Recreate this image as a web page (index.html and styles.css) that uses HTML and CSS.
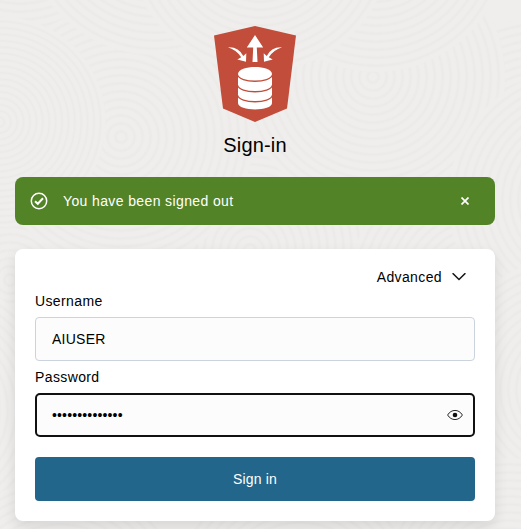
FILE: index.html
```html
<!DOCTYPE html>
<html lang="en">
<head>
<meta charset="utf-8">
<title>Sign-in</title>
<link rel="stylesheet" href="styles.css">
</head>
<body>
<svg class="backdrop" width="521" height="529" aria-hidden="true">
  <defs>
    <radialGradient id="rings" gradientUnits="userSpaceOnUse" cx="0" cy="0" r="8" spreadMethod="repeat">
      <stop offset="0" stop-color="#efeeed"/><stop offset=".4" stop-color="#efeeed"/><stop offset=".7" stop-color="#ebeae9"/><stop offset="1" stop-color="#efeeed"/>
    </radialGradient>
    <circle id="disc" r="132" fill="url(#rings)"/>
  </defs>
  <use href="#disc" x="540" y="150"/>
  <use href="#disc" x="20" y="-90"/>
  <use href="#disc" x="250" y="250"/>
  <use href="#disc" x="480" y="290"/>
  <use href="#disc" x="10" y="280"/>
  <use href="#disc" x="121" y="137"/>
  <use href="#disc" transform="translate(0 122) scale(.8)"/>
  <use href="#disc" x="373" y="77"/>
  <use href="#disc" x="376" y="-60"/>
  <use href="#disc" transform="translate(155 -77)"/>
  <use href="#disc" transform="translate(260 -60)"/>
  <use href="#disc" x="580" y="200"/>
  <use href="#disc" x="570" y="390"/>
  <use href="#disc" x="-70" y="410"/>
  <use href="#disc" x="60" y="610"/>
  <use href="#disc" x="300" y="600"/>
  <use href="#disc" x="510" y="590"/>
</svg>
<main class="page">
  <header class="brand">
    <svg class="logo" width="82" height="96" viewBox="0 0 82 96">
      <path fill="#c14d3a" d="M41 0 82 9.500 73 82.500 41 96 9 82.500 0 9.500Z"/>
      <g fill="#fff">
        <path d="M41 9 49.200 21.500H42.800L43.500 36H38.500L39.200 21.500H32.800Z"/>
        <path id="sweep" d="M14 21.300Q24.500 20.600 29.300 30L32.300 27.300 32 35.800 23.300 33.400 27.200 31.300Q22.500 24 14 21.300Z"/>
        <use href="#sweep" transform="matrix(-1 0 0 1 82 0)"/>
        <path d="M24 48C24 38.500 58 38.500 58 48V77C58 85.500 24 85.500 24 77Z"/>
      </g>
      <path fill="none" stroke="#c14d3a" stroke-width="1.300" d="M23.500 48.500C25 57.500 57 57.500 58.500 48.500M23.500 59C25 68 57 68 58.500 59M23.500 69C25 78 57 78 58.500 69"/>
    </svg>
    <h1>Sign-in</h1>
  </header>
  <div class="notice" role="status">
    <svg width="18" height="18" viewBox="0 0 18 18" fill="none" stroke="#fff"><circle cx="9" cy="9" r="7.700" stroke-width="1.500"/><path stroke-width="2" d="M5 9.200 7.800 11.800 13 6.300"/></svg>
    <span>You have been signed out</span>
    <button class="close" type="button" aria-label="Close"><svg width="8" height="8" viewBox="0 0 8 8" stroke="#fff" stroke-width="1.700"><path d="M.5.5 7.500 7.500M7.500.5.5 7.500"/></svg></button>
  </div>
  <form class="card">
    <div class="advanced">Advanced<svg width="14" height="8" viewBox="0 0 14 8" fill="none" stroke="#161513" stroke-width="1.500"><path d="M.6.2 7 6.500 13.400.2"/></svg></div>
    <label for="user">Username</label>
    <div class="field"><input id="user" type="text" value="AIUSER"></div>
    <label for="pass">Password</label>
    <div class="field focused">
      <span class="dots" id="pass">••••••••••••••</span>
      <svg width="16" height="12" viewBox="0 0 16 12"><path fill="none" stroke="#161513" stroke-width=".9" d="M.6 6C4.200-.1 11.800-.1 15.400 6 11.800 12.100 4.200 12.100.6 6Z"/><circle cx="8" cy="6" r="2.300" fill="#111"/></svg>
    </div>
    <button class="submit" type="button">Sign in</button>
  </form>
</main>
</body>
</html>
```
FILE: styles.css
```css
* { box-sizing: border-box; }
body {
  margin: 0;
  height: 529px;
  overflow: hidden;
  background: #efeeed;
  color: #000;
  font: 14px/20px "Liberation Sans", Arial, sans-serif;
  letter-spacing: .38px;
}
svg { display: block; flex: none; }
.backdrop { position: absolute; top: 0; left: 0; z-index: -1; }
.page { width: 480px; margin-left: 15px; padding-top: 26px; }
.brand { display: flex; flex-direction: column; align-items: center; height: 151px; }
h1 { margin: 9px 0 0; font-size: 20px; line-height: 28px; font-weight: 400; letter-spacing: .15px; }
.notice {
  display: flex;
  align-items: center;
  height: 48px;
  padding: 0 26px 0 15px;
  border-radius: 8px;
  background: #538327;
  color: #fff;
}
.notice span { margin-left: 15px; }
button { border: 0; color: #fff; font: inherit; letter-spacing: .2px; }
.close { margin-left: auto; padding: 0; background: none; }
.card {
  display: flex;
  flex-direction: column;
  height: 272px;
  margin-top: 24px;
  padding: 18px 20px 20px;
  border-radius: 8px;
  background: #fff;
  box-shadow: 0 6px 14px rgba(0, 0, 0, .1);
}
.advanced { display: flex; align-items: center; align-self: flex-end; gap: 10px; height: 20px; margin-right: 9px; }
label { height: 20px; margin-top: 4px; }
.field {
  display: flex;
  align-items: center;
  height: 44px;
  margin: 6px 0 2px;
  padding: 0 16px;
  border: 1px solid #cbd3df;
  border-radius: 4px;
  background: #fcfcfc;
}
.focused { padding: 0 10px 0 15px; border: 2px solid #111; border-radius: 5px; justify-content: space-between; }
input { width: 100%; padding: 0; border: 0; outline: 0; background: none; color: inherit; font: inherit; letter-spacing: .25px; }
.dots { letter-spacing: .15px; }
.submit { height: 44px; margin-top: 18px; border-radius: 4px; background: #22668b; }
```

- **Objective**: In the material above, find each line that contains the word "index", and select it.

- **Exercise output**:
Recreate this image as a web page (index.html and styles.css) that uses HTML and CSS.
FILE: index.html
.backdrop { position: absolute; top: 0; left: 0; z-index: -1; }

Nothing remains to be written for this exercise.